>> Begin ENTRIES SHOWN
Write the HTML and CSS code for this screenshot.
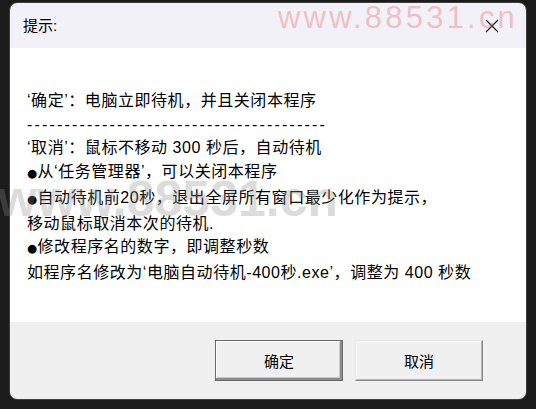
FILE: index.html
```html
<!DOCTYPE html>
<html lang="zh-CN">
<head>
<meta charset="utf-8">
<title>提示</title>
<link rel="stylesheet" href="styles.css">
</head>
<body>
<div class="desktop">
  <div class="dialog">
    <div class="titlebar">
      <span class="title">提示:</span>
      <svg class="close" width="14" height="14" viewBox="0 0 14 14"><path d="M1 1 L13 13 M13 1 L1 13" stroke="#111" stroke-width="1.1" fill="none"/></svg>
    </div>
    <div class="content">
      <p>‘确定’：电脑立即待机，并且关闭本程序</p>
      <p class="dashes">----------------------------------------</p>
      <p>‘取消’：鼠标不移动 300 秒后，自动待机</p>
      <p><span class="dot">●</span>从‘任务管理器’，可以关闭本程序</p>
      <p><span class="dot">●</span>自动待机前20秒，退出全屏所有窗口最少化作为提示，</p>
      <p>移动鼠标取消本次的待机.</p>
      <p><span class="dot">●</span>修改程序名的数字，即调整秒数</p>
      <p>如程序名修改为‘电脑自动待机-400秒.exe’，调整为 400 秒数</p>
    </div>
    <div class="footer">
      <button class="btn btn-default">确定</button>
      <button class="btn">取消</button>
    </div>
  </div>
  <div class="wm wm-pink">www.88531.cn</div>
  <div class="wm wm-gray">www.88531.cn</div>
</div>
</body>
</html>
```

FILE: styles.css
```css
html, body {
  margin: 0;
  padding: 0;
  background: #1b1b1b;
}
.desktop {
  position: relative;
  width: 536px;
  height: 409px;
  overflow: hidden;
  padding-top: 2px;
  box-sizing: border-box;
}
.dialog {
  margin-left: 9px;
  width: 518px;
  height: 398px;
  border-radius: 8px;
  border: 1px solid #3e3e3e;
  box-sizing: border-box;
  overflow: hidden;
  display: flex;
  flex-direction: column;
  font-family: "Liberation Sans", "Noto Sans CJK SC", sans-serif;
  color: #000;
}
.titlebar {
  height: 45px;
  flex: none;
  background: #f1f1f7;
  display: flex;
  align-items: center;
  justify-content: space-between;
  padding: 0 27px 0 13px;
}
.title {
  font-size: 15px;
  margin-top: -2px;
}
.close {
  display: block;
  margin-top: 0;
}
.content {
  flex: 1;
  background: #fff;
  padding: 41px 0 0 17px;
  font-size: 16px;
  letter-spacing: 0.55px;
  line-height: 23.7px;
}
.content p {
  margin: 0;
  white-space: nowrap;
}
.content .dashes {
  letter-spacing: 2.17px;
}
.dot {
  font-family: "DejaVu Sans", sans-serif;
  font-size: 11.5px;
  letter-spacing: 0.5px;
}
.footer {
  height: 77px;
  flex: none;
  background: #f0f0f0;
  display: flex;
  justify-content: flex-end;
  align-items: flex-start;
  gap: 12px;
  padding: 18px 43px 0 0;
  box-sizing: border-box;
}
.btn {
  width: 128px;
  height: 41px;
  background: #f0f0f0;
  border: 1px solid #a0a0a0;
  border-color: #e6e6e6 #8a8a8a #8a8a8a #e6e6e6;
  box-shadow: inset -1px -1px 0 #b4b4b4, inset 1px 1px 0 #ffffff;
  font-family: "Noto Sans CJK SC", sans-serif;
  font-size: 15px;
  color: #000;
  padding: 0;
}
.btn-default {
  border: 1px solid #6a6a6a;
  box-shadow: inset -2px -2px 0 #8c8c8c, inset 1px 1px 0 #ffffff, inset -3px -3px 0 #c8c8c8;
}
.wm {
  position: absolute;
  font-family: "Liberation Sans", Arial, sans-serif;
  white-space: nowrap;
  pointer-events: none;
}
.wm-pink {
  left: 278px;
  top: 0;
  font-size: 31px;
  letter-spacing: 3.2px;
  color: rgba(240, 120, 125, 0.42);
}
.wm-gray {
  left: -2px;
  top: 170px;
  font-size: 50px;
  font-weight: bold;
  color: rgba(140, 140, 140, 0.3);
}
```
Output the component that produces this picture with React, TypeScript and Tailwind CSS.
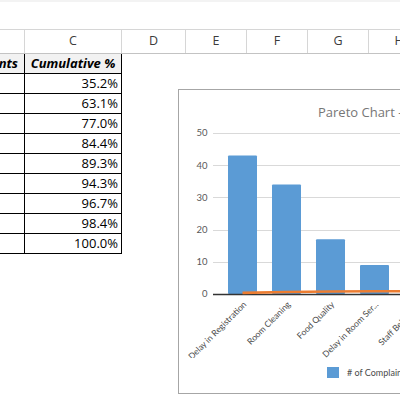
import React from "react";

const cols = [
  { key: "B", w: "w-[25px]", label: "" },
  { key: "C", w: "w-[97px]", label: "C" },
  { key: "D", w: "w-[64px]", label: "D" },
  { key: "E", w: "w-[61px]", label: "E" },
  { key: "F", w: "w-[61px]", label: "F" },
  { key: "G", w: "w-[61px]", label: "G" },
  { key: "H", w: "w-[61px]", label: "H" },
];

const cumulative = ["35.2%", "63.1%", "77.0%", "84.4%", "89.3%", "94.3%", "96.7%", "98.4%", "100.0%"];

const complaints = [
  { name: "Delay in Registration", count: 43, cum: 0.352 },
  { name: "Room Cleaning", count: 34, cum: 0.631 },
  { name: "Food Quality", count: 17, cum: 0.77 },
  { name: "Delay in Room Ser...", count: 9, cum: 0.844 },
  { name: "Staff Behaviour", count: 6, cum: 0.893 },
  { name: "Noise", count: 6, cum: 0.943 },
  { name: "Parking", count: 3, cum: 0.967 },
  { name: "Wi-Fi", count: 2, cum: 0.984 },
  { name: "Other", count: 2, cum: 1 },
];

const ZERO = 172;
const UNIT = 3.22;
const yOf = (v: number) => ZERO - v * UNIT;

const ColumnHeaders = () => (
  <div className="flex h-[25px] border-t border-b border-t-[#d6d6d6] border-b-[#c3c3c3] bg-white">
    {cols.map((c) => (
      <div
        key={c.key}
        className={`${c.w} shrink-0 flex items-center justify-center border-r border-[#d6d6d6] text-[12.5px] text-[#3c3c3c]`}
      >
        {c.label}
      </div>
    ))}
  </div>
);

const Table = () => (
  <div className="flex flex-col w-[122px] shrink-0 text-[13px] text-black">
    <div className="flex h-[20px] border-b border-black bg-[#f2f2f2] font-bold italic">
      <div className="w-[25px] border-r border-black overflow-hidden flex justify-end items-center pr-[6px]">
        <span className="whitespace-nowrap">#&nbsp;of&nbsp;Complaints</span>
      </div>
      <div className="w-[97px] border-r border-black flex items-center justify-center whitespace-nowrap">
        Cumulative %
      </div>
    </div>
    {cumulative.map((v) => (
      <div key={v} className="flex h-[20px] border-b border-black">
        <div className="w-[25px] border-r border-black" />
        <div className="w-[97px] border-r border-black flex items-center justify-end pr-[3px]">{v}</div>
      </div>
    ))}
  </div>
);

const Chart = () => {
  const ticks = [0, 10, 20, 30, 40, 50];
  const pts = complaints.map((c, i) => `${63.5 + 44 * i},${yOf(c.cum).toFixed(2)}`).join(" ");
  return (
    <div
      className="ml-[56px] mt-[35px] w-[330px] h-[305px] shrink-0 border border-[#a6a6a6] bg-white flex flex-col"
      style={{ fontFamily: 'Lato, "Open Sans", sans-serif' }}
    >
      <div
        className="h-[32px] pt-[12px] pl-[139px] text-[13px] leading-[20px] text-[#767676] whitespace-nowrap"
        style={{ fontFamily: '"Open Sans", sans-serif' }}
      >
        Pareto Chart - Hotel Complaints
      </div>
      <svg width="328" height="236" className="block">
        {ticks.map((t) => (
          <g key={t}>
            {t > 0 && <line x1="34" x2="328" y1={Math.round(yOf(t)) + 0.5} y2={Math.round(yOf(t)) + 0.5} stroke="#d9d9d9" />}
            <text x="28.5" y={yOf(t) + 3.3} textAnchor="end" fontSize="9.5" fill="#595959">
              {t}
            </text>
          </g>
        ))}
        {complaints.map((c, i) => (
          <rect key={c.name} x={49 + 44 * i} y={yOf(c.count)} width="29" height={c.count * UNIT} rx="1" fill="#5b9bd5" />
        ))}
        <line x1="34" x2="328" y1="172.5" y2="172.5" stroke="#333" strokeWidth="1.3" />
        <polyline points={pts} fill="none" stroke="#ed7d31" strokeWidth="2.6" />
        {complaints.map((c, i) => (
          <text
            key={c.name}
            transform={`translate(${68 + 44 * i},183) rotate(-45)`}
            textAnchor="end"
            fontSize="8.6"
            fill="#4a4a4a"
          >
            {c.name}
          </text>
        ))}
      </svg>
      <div className="flex items-center pl-[148px] pt-[8px]">
        <div className="w-[12px] h-[11px] bg-[#5b9bd5]" />
        <span className="ml-[8px] text-[9px] text-[#4a4a4a] whitespace-nowrap"># of Complaints</span>
      </div>
    </div>
  );
};

export default function App() {
  return (
    <div className="w-[400px] h-[412px] overflow-hidden bg-white" style={{ fontFamily: '"Open Sans", sans-serif' }}>
      <div className="h-[2px] bg-[#f3f3f3]" />
      <div className="h-[27px]" />
      <ColumnHeaders />
      <div className="flex items-start">
        <Table />
        <Chart />
      </div>
    </div>
  );
}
>> End ENTRIES SHOWN
Write out the lines from the one containing "Output the component" down to the one containing "const yOf = (v: number) => ZERO - v * UNIT;", both included, exactly as they appear. Leave out any pictures.

Output the component that produces this picture with React, TypeScript and Tailwind CSS.
import React from "react";

const cols = [
  { key: "B", w: "w-[25px]", label: "" },
  { key: "C", w: "w-[97px]", label: "C" },
  { key: "D", w: "w-[64px]", label: "D" },
  { key: "E", w: "w-[61px]", label: "E" },
  { key: "F", w: "w-[61px]", label: "F" },
  { key: "G", w: "w-[61px]", label: "G" },
  { key: "H", w: "w-[61px]", label: "H" },
];

const cumulative = ["35.2%", "63.1%", "77.0%", "84.4%", "89.3%", "94.3%", "96.7%", "98.4%", "100.0%"];

const complaints = [
  { name: "Delay in Registration", count: 43, cum: 0.352 },
  { name: "Room Cleaning", count: 34, cum: 0.631 },
  { name: "Food Quality", count: 17, cum: 0.77 },
  { name: "Delay in Room Ser...", count: 9, cum: 0.844 },
  { name: "Staff Behaviour", count: 6, cum: 0.893 },
  { name: "Noise", count: 6, cum: 0.943 },
  { name: "Parking", count: 3, cum: 0.967 },
  { name: "Wi-Fi", count: 2, cum: 0.984 },
  { name: "Other", count: 2, cum: 1 },
];

const ZERO = 172;
const UNIT = 3.22;
const yOf = (v: number) => ZERO - v * UNIT;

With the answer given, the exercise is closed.